편광간섭형 광섬유 압력센서에 관한 연구

Abstract

In this paper, we propose a temperature-insensitive polarimetric fiber pressure sensor based on a polarization-diversity loop structure (PDLC) composed of a polarization beam splitter, half- and quarter-wave plates, high birefringent fiber (HBF), and a fiber Bragg grating (SFBG). The proposed sensor can measure pressure applied to a sensor head by observing the wavelength shift of the output interference spectrum of the PDLC. The sensor head is composed of 10-cm-long HBF and an SFBG directly spliced with HBF. HBF is used as a birefringence element in the PDLC to generate an interference spectrum through polarization interference. When external pressure is applied to HBF, the HBF birefringence is changed, and the absolute wavelength location of the output interference spectrum of the proposed sensor also varies along with the birefringence change. Therefore, the applied pressure can be obtained by measuring this wavelength shift and converting it using the precalculated pressure sensitivity. However, HBF has a cross-sensitivity to pressure and temperature. To tackle this issue, an SFBG was added to HBF and used to measure ambient temperature changes in HBF. Because the reflection spectrum of the SFBG is hardly affected by applied pressure, the SFBG can measure a temperature change independently of pressure even if pressure and temperature are simultaneously applied to the sensor head. The pressure sensitivity of the sensor was measured as approximately -12.713 nm/MPa, and a R2 value was measured as ~0.9986 in a measurement range of 0-0.5 MPa.
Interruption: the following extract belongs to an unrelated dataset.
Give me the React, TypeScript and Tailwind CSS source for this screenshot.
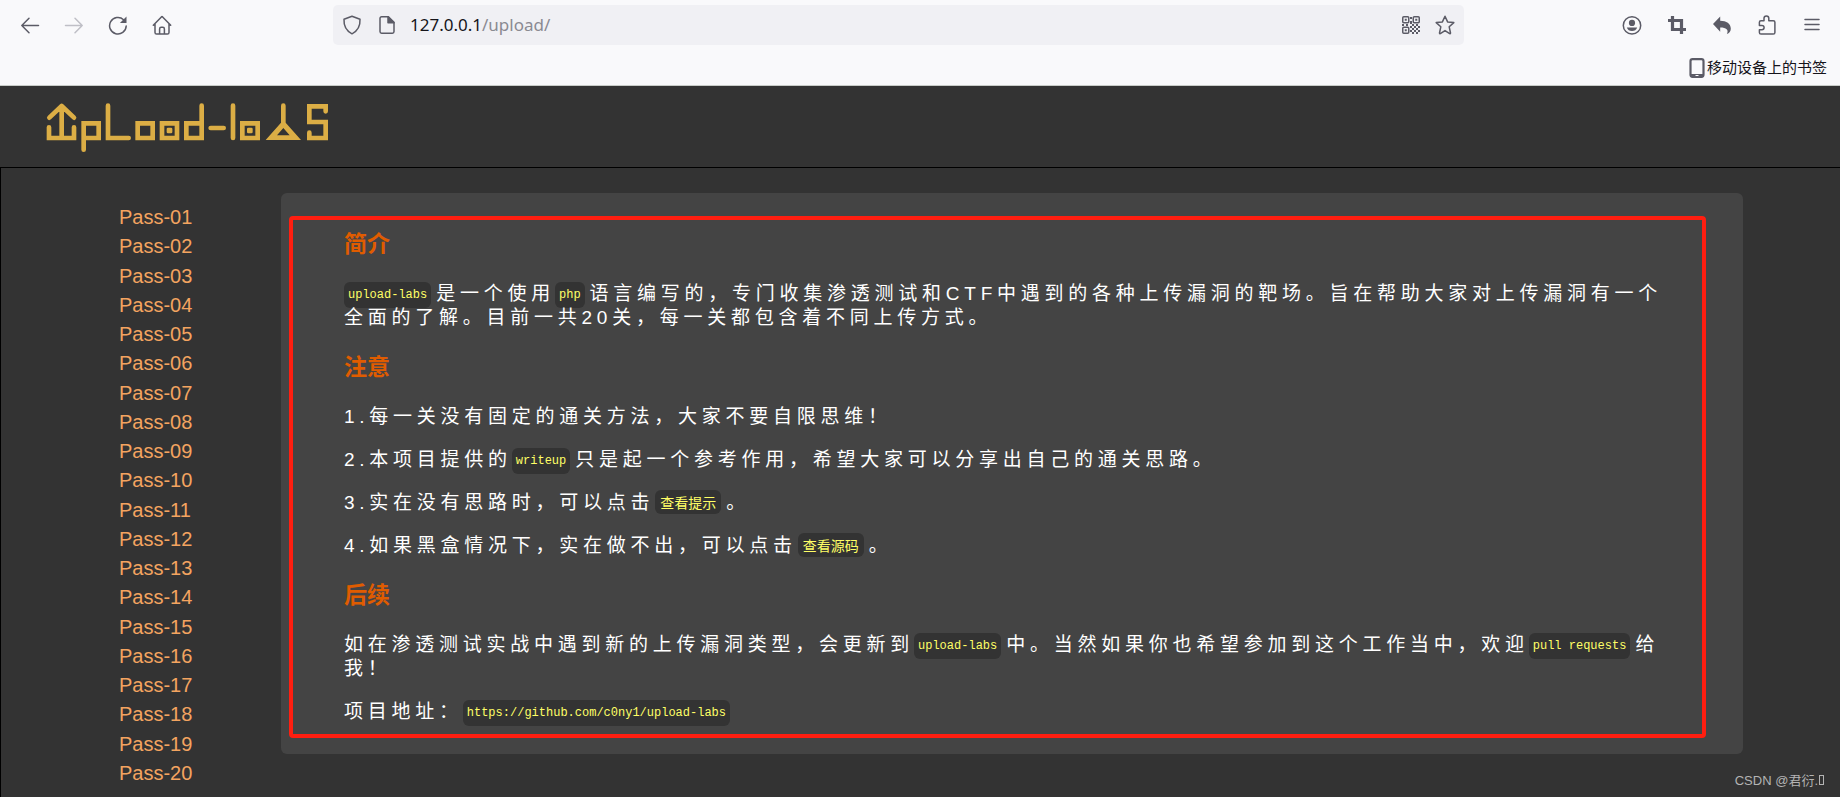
import type { ReactNode, SVGProps } from "react";

const passes = Array.from({ length: 20 }, (_, i) => `Pass-${String(i + 1).padStart(2, "0")}`);

function Icon({ children, ...props }: SVGProps<SVGSVGElement>) {
  return (
    <svg
      viewBox="0 0 20 20"
      className="size-5"
      fill="none"
      stroke="currentColor"
      strokeWidth="1.5"
      strokeLinecap="round"
      strokeLinejoin="round"
      aria-hidden="true"
      {...props}
    >
      {children}
    </svg>
  );
}

function ToolButton({ label, disabled, children }: { label: string; disabled?: boolean; children: ReactNode }) {
  return (
    <button type="button" aria-label={label} disabled={disabled} className="disabled:text-[#bfbfc6]">
      {children}
    </button>
  );
}

function QrFinder({ x, y }: { x: number; y: number }) {
  return (
    <>
      <rect x={x + 0.75} y={y + 0.75} width="6" height="6" rx="1" fill="none" stroke="currentColor" strokeWidth="1.5" />
      <rect x={x + 2.75} y={y + 2.75} width="2" height="2" />
    </>
  );
}

function BrowserBar() {
  return (
    <header className="border-b border-[#c8ccc8] bg-[#f9f9fb] text-[#5b5b66]">
      <div className="flex h-[50px] items-center py-[5px] pr-[18px] pl-5">
        <div className="flex w-[313px] items-center gap-6">
          <ToolButton label="后退">
            <Icon>
              <path d="M18.5 10.500H1.8M9 3.300 1.8 10.500 9 17.700" />
            </Icon>
          </ToolButton>
          <ToolButton label="前进" disabled>
            <Icon>
              <path d="M1.5 10.500h16.700M11 3.300l7.200 7.200-7.200 7.200" />
            </Icon>
          </ToolButton>
          <ToolButton label="刷新">
            <Icon>
              <path d="M18.2 11A8.300 8.300 0 1 1 15.600 4.700" />
              <path d="M18.500 1.500v6.600h-6.600z" fill="currentColor" stroke="none" />
            </Icon>
          </ToolButton>
          <ToolButton label="主页">
            <Icon>
              <path d="M1.3 10.300 9.400 1.900a.9.9 0 0 1 1.200 0L18.700 10.300M3 8.900v8.600c0 .9.7 1.600 1.600 1.600h10.800c.9 0 1.600-.7 1.600-1.600V8.900M7.600 18.900v-5a1.600 1.600 0 0 1 1.600-1.600h1.600a1.600 1.600 0 0 1 1.600 1.600v5" />
            </Icon>
          </ToolButton>
        </div>

        <div className="flex h-10 flex-1 items-center rounded-[5px] bg-[#f0f0f4] px-[9px]">
          <Icon>
            <path d="M10 1.200 18 4.300c.3 5.600-1.600 11.300-8 14.500C3.600 15.600 1.700 9.900 2 4.300z" />
          </Icon>
          <Icon className="ml-[15px] size-5">
            <path d="M4.600 1.800h6.800L17 7.400v9.200c0 .9-.7 1.600-1.600 1.600H4.600c-.9 0-1.600-.7-1.600-1.600V3.400c0-.9.7-1.600 1.600-1.600z" />
            <path d="M11 1.800v6h6z" fill="currentColor" />
          </Icon>
          <div className="ml-[13px] font-['Noto_Sans',sans-serif] text-[17px] text-[#8a8a92]">
            <span className="text-[#15141a]">127.0.0.1</span>/upload/
          </div>
          <div className="ml-auto flex items-center gap-[15px]">
            <ToolButton label="二维码">
              <svg viewBox="0 0 18 18" className="size-[18px]" fill="currentColor" aria-hidden="true">
                <QrFinder x={0} y={0} />
                <QrFinder x={10.5} y={0} />
                <QrFinder x={0} y={10.5} />
                <path d="M8 1h2v2H8zM8 5h2v3H8zM0 8h2v2H0zM4 8h2v2H4zM10 8h2v2h-2zM14 8h2v2h-2zM8 10h2v2H8zM12 10h2v2h-2zM16 10h2v2h-2zM10 12h2v2h-2zM14 12h2v2h-2zM8 14h2v2H8zM12 14h2v2h-2zM16 14h2v2h-2zM10 16h2v2h-2zM14 16h2v2h-2z" />
              </svg>
            </ToolButton>
            <ToolButton label="收藏">
              <Icon>
                <path d="M10 1.200l2.600 5.700 6.200.7-4.600 4.200 1.300 6.200c0 .6-.4.800-.8.600L10 15.600l-4.700 3c-.4.200-.8 0-.8-.6l1.300-6.200L1.200 7.600l6.200-.7z" />
              </Icon>
            </ToolButton>
          </div>
        </div>

        <div className="ml-[158px] flex items-center gap-[25px]">
          <ToolButton label="账户">
            <Icon>
              <circle cx="10" cy="10.400" r="8.700" />
              <circle cx="10" cy="7.900" r="3.100" fill="currentColor" stroke="none" />
              <path d="M4.800 12.400h10.400c-.8 2.300-2.700 3.600-5.200 3.600s-4.400-1.300-5.200-3.600z" fill="currentColor" stroke="none" />
            </Icon>
          </ToolButton>
          <ToolButton label="截图">
            <Icon strokeWidth="3.200" strokeLinecap="butt" strokeLinejoin="miter">
              <path d="M5.500 1v13.500H19M1 5.500h13.500V19" />
            </Icon>
          </ToolButton>
          <ToolButton label="撤销">
            <Icon>
              <path d="M8.200 1.500v4.200c6.200 0 10.600 2.800 10.600 8 0 2.500-1.500 4.400-3.900 5.400 2.100-4.400-.6-6.600-6.700-6.600v4.200L1 9.100z" fill="currentColor" stroke="none" />
            </Icon>
          </ToolButton>
          <ToolButton label="扩展">
            <Icon>
              <path d="M7 5.700V3.300a2.400 2.400 0 0 1 4.800 0v2.400h4.500c.9 0 1.600.7 1.600 1.600v10.200c0 .9-.7 1.600-1.600 1.600H4c-.9 0-1.600-.7-1.600-1.600v-2.700h2.500a2.200 2.200 0 0 0 0-4.400H2.400V7.300c0-.9.7-1.600 1.600-1.600z" />
            </Icon>
          </ToolButton>
          <ToolButton label="菜单">
            <Icon>
              <path d="M3 4.500h14M3 9.500h14M3 14.500h14" />
            </Icon>
          </ToolButton>
        </div>
      </div>

      <div className="flex h-[35px] justify-end pr-[13px]">
        <a href="#bookmarks" className="flex h-9 items-center gap-[2px] text-[15px] text-[#15141a]">
          <svg viewBox="0 0 16 20" className="h-5 w-4 text-[#5b5b66]" aria-hidden="true">
            <rect x="1.500" y="1.200" width="13" height="17.600" rx="2" fill="none" stroke="currentColor" strokeWidth="2.200" />
            <path d="M1.500 16h13v2.500h-13z" fill="currentColor" />
            <path d="M6.500 17.500h3" stroke="#f9f9fb" />
          </svg>
          移动设备上的书签
        </a>
      </div>
    </header>
  );
}

function Logo() {
  return (
    <svg viewBox="132 60 864 165" className="h-[55px] w-[288px]" role="img" aria-label="upload-labs">
      <g fill="none" stroke="#dcae45" strokeWidth="14" strokeLinecap="round" strokeLinejoin="miter">
        <path d="M147 142v32h75v-32M185 82v92" />
        <path d="M148 113l37-35 37 35" strokeLinejoin="round" />
        <path d="M178 78h14l12 18h-38z" fill="#dcae45" stroke="none" />
        <path d="M251 209v-79h45v44h-45" />
        <path d="M324 77v97h62" />
        <path d="M413 130h45v44h-45z" />
        <path d="M486 130h45v44h-45z" />
        <path d="M605 77v97h-46v-44h46" />
        <path d="M632 144h39" />
        <path d="M699 77v97" />
        <path d="M727 130h46v44h-46z" />
        <path d="M850 77v58" />
        <path d="M977 94V79h-49v47h49v48h-49v-16" />
      </g>
      <path d="M843 128h14l46 52H797zM850 144l-19 22h38z" fill="#dcae45" fillRule="evenodd" />
      <rect x="500" y="143" width="17" height="17" rx="4" fill="#dcae45" />
      <rect x="741" y="143" width="17" height="17" rx="4" fill="#dcae45" />
    </svg>
  );
}

function Code({ children, cjk }: { children: ReactNode; cjk?: boolean }) {
  return (
    <code
      className={
        cjk
          ? "mr-[5px] ml-px rounded-md bg-[#333] px-[5px] py-[2px] align-[1px] font-['Noto_Sans_CJK_SC',sans-serif] text-[14px] leading-none tracking-normal text-[#ffff66]"
          : "mr-[5px] rounded-md bg-[#333] px-1 py-[6px] align-[2px] font-['Liberation_Mono',monospace] text-[12px] leading-none tracking-normal whitespace-nowrap text-[#ffff66]"
      }
    >
      {children}
    </code>
  );
}

function Section({ title, children }: { title: string; children: ReactNode }) {
  return (
    <section>
      <h3 className="mb-[23px] text-[23px] leading-[30px] font-bold text-[#e05c00]">{title}</h3>
      <div className="flex flex-col gap-[19px] text-[19px] leading-[24px] tracking-[0.25em] text-white">{children}</div>
    </section>
  );
}

export default function App() {
  return (
    <div className="flex min-h-screen flex-col bg-[#333] font-['Liberation_Sans','Noto_Sans_CJK_SC',sans-serif]">
      <BrowserBar />
      <div className="flex h-[81px] items-start pt-[14px] pl-11">
        <a href="#home">
          <Logo />
        </a>
      </div>

      <main className="relative flex flex-1 items-stretch border-t border-l border-black pr-[97px]">
        <nav aria-label="关卡" className="w-[280px] shrink-0 pt-[35px] pb-[9px] pl-[118px]">
          <ul className="flex h-full flex-col justify-between text-[20px] leading-[29px]">
            {passes.map((p) => (
              <li key={p}>
                <a href={`#${p}`} className="text-[#f4a460]">
                  {p}
                </a>
              </li>
            ))}
          </ul>
        </nav>

        <article className="relative mt-[25px] flex flex-1 flex-col gap-[22px] self-start rounded-md bg-[#444] px-[63px] pt-9 pb-[30px]">
          <Section title="简介">
            <p>
              <Code>upload-labs</Code>是一个使用<Code>php</Code>
              语言编写的，专门收集渗透测试和CTF中遇到的各种上传漏洞的靶场。旨在帮助大家对上传漏洞有一个全面的了解。目前一共20关，每一关都包含着不同上传方式。
            </p>
          </Section>
          <Section title="注意">
            <p>1.每一关没有固定的通关方法，大家不要自限思维！</p>
            <p>
              2.本项目提供的<Code>writeup</Code>只是起一个参考作用，希望大家可以分享出自己的通关思路。
            </p>
            <p>
              3.实在没有思路时，可以点击<Code cjk>查看提示</Code>。
            </p>
            <p>
              4.如果黑盒情况下，实在做不出，可以点击<Code cjk>查看源码</Code>。
            </p>
          </Section>
          <Section title="后续">
            <p>
              如在渗透测试实战中遇到新的上传漏洞类型，会更新到<Code>upload-labs</Code>
              中。当然如果你也希望参加到这个工作当中，欢迎<Code>pull requests</Code>给我！
            </p>
            <p>
              项目地址：<Code>https://github.com/c0ny1/upload-labs</Code>
            </p>
          </Section>
          <div className="pointer-events-none absolute top-[23px] right-[37px] bottom-4 left-2 rounded-[4px] border-4 border-[#ff1e10]" />
        </article>

        <div className="absolute right-4 bottom-[6px] text-[13px] leading-5 text-[#b4b4b4]">
          CSDN @君衍.<span className="ml-px inline-block h-[10px] w-[5px] border border-[#b4b4b4]" />
        </div>
      </main>
    </div>
  );
}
By concatenating the HBF segment and the SFBG, the proposed sensor could solve the cross-sensitivity of HBF to pressure and temperature. In particular, the birefringence modulation of HBF due to external environmental perturbations could be minimized by employing short birefringent fiber, of which length is the shortest in comparison with the sensor head lengths of previously reported fiber polarimetric pressure sensors.